Internal communications involves what?
This in some ways has been the most delightful part of my job. When you start to hook up with parish communicators, in a handful of instances you're dealing with dedicated professionals, but usually you're dealing with volunteers. And they're not necessarily people who have any background in communications or any degree of comfort with software programs, and yet there they are, willing to devote their time and energy to the job of trying to figure out how to tell the story of their church. You really come to admire these people and understand that they're essential players and unless they're effective you're not going to have a diocese that communicates with itself well. And you're also not going to have a diocese that is well-known to the rest of the world.

Does every parish have an assigned liaison to your office?
The network is still being formed. When some parishes see we're going to have a workshop, they might have three or four people who come, hook up with us and away we go. And then in other parishes, it's the parish administrators who take this on as one of the way-too-many tasks that they do on behalf of their church. They'd probably love to have somebody take it off their hands.

You mentioned workshops. What kind of workshops do you give?
Well, they'll evolve as we go along. In the first two we did - one last fall and another towards winter - basically, I talked about media relations, Amy Elliott, our Web master, talked about Web sites and Lucy Chumbley, editor of the Window talked about newsletters. But once you do these generalized workshops, you find that people want something that is targeted. Some people want to come and talk only about Web sites. Some people want to learn only about newsletters. I think that that's the direction our workshops will be going.

Is Bishop Chane a hard sell?
The bishop, because of his unusual background - I mean, unusual for a bishop - is a very easy sell. Right now he's in the Washingtonian for the second time in six months and the occasion in this instance was that he was the chaplain of the 1980 U.S. Olympic hockey team that beat the Russians at Lake Placid. He's been on National Public Radio and in the Washington Post and others all because of his band, The Chane Gang. Then what happens is his name is out there and people start to call to get his opinion on whatever comes up.

What's the benefit of that?
I'd say there are two benefits. First of all, it is good for morale. People within the diocese see that their bishop matters. He's somebody who's sought, who's listened to, so they feel that they're part of a group that's communicating its message effectively. The other benefit is that people who aren't members become familiar with the bishop. They see that he hasn't lived a cloistered life - that his interests and experiences are like their own, and they say to themselves: "Well, that's probably a church I can feel comfortable in, that's a church I wouldn't mind exploring."

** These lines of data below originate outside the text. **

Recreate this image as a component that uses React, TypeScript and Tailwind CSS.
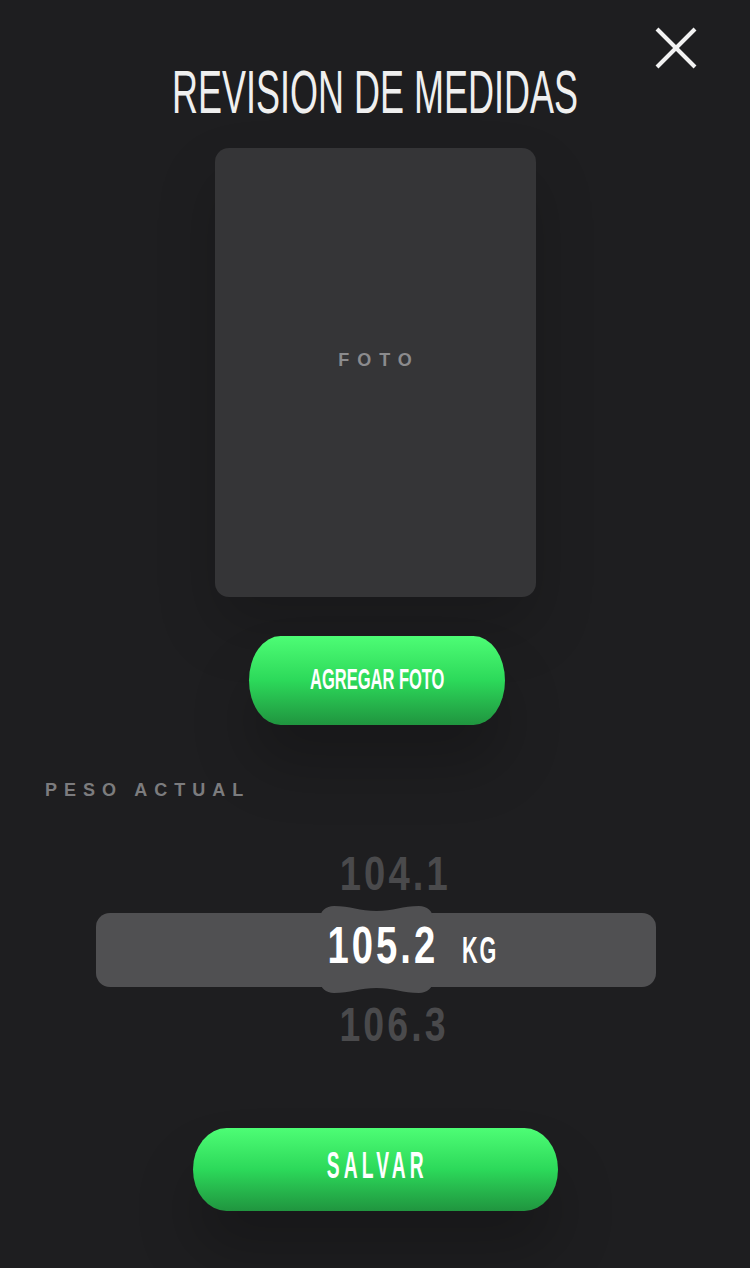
import type { ReactNode } from "react";

// narrow display type: arial squeezed horizontally, centered inside a fixed box
const Cond = ({ box, inner, children }: { box: string; inner: string; children: ReactNode }) => (
  <div className={`flex justify-center ${box}`}>
    <span className={`inline-block whitespace-nowrap leading-none ${inner}`}>{children}</span>
  </div>
);

const CloseIcon = () => (
  <svg width="48" height="48" viewBox="0 0 48 48" className="absolute left-[652px] top-[24px]">
    <line x1="5" y1="5" x2="43" y2="43" stroke="#f2f2f2" strokeWidth="4" />
    <line x1="43" y1="5" x2="5" y2="43" stroke="#f2f2f2" strokeWidth="4" />
  </svg>
);

const Bump = () => (
  <svg
    width="113"
    height="89"
    viewBox="0 0 113 89"
    className="absolute left-[224px] top-[-8px]"
  >
    <path
      d="M0 14 C0 6 6 1 14 1 C30 1 40 6 56.5 6 C73 6 83 1 99 1 C107 1 113 6 113 14 L113 75 C113 83 107 88 99 88 C83 88 73 83 56.5 83 C40 83 30 88 14 88 C6 88 0 83 0 75 Z"
      fill="#505052"
    />
  </svg>
);

export default function App() {
  return (
    <div className="relative flex h-[1268px] w-[750px] flex-col items-center overflow-hidden bg-[#1e1e20] font-['Liberation_Sans',Arial,sans-serif]">
      <CloseIcon />

      <Cond box="mt-[62px] h-[61px] w-full" inner="scale-x-[0.59] text-[61px] text-[#efefef]">
        REVISION DE MEDIDAS
      </Cond>

      <div className="mt-[25px] flex h-[449px] w-[321px] items-center justify-center rounded-[14px] bg-[#353537] pb-[26px] shadow-[0_30px_60px_rgba(0,0,0,0.18)]">
        <span className="pl-[8px] text-[18px] font-bold leading-none tracking-[8px] text-[#8b8b8d]">FOTO</span>
      </div>

      <button className="ml-[4px] mt-[39px] flex h-[89px] w-[256px] items-center justify-center rounded-[32px/45px] bg-linear-to-b from-[#4dfd75] via-[#2cd95a] to-[#20953f] pb-[4px] shadow-[0_40px_60px_rgba(0,0,0,0.22)]">
        <Cond box="w-[132px]" inner="scale-x-[0.55] text-[30px] font-bold text-white">
          AGREGAR FOTO
        </Cond>
      </button>

      <div className="ml-[45px] mt-[56px] self-start text-[18px] font-bold leading-none tracking-[7px] text-[#7c7c7e]">
        PESO ACTUAL
      </div>

      <Cond box="mt-[50px] w-full pl-[40px]" inner="scale-x-[0.78] text-[49px] font-bold tracking-[4px] text-[#4a4a4c]">
        104.1
      </Cond>

      <div className="relative ml-[2px] mt-[15px] flex h-[74px] w-[560px] items-center rounded-[14px] bg-[#505052] pb-[10px] pl-[234px]">
        <Bump />
        <div className="relative flex items-baseline gap-[28px]">
          <Cond box="w-[105px]" inner="scale-x-[0.75] text-[51px] font-bold tracking-[4px] text-white">
            105.2
          </Cond>
          <Cond box="w-[34px]" inner="scale-x-[0.6] text-[36px] font-bold tracking-[3px] text-white">
            KG
          </Cond>
        </div>
      </div>

      <Cond box="mt-[14px] w-full pl-[38px]" inner="scale-x-[0.78] text-[48px] font-bold tracking-[4px] text-[#4a4a4c]">
        106.3
      </Cond>

      <button className="mt-[79px] flex h-[83px] w-[365px] items-center justify-center rounded-[34px/42px] bg-linear-to-b from-[#4dfd75] via-[#2cd95a] to-[#20953f] pb-[8px] shadow-[0_40px_60px_rgba(0,0,0,0.22)]">
        <Cond box="w-[100px] pl-[4px]" inner="scale-x-[0.52] text-[37px] font-bold tracking-[8px] text-white">
          SALVAR
        </Cond>
      </button>
    </div>
  );
}
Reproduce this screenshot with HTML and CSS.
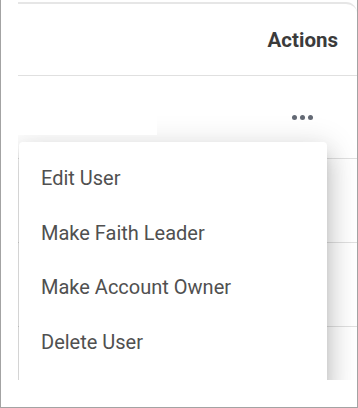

What do you like best about your job?
I suppose it's that the variety is great. Last month, for instance, there was a bill in the Virginia state senate that could cause a lot of trouble for the Episcopal Church because it would have unilaterally changed the governing structure of our Church in a way that favored parishes eager to break away. So I worked with a few others folks to try to bring this legislation to people's attention - to kill it with sunshine. But at the same time, I was working with parish clergy and communicators to publicize their events, and with Amy to get our Lenten resources up on the Web site, and with Drescher Films to get the new diocesan movie up on the Web as well. So there's a real richness to the job. There are opportunities to do some good in lots of different ways. And they all call on different aspects of one's personality or professional repertoire. Sometimes you've got the door closed and you're writing and editing and sometimes you're speaking to a big group of people and sometimes you're sitting down with somebody explaining how they can save money by using Kinko's instead of a copying machine. So the range is beautiful, and it's fun.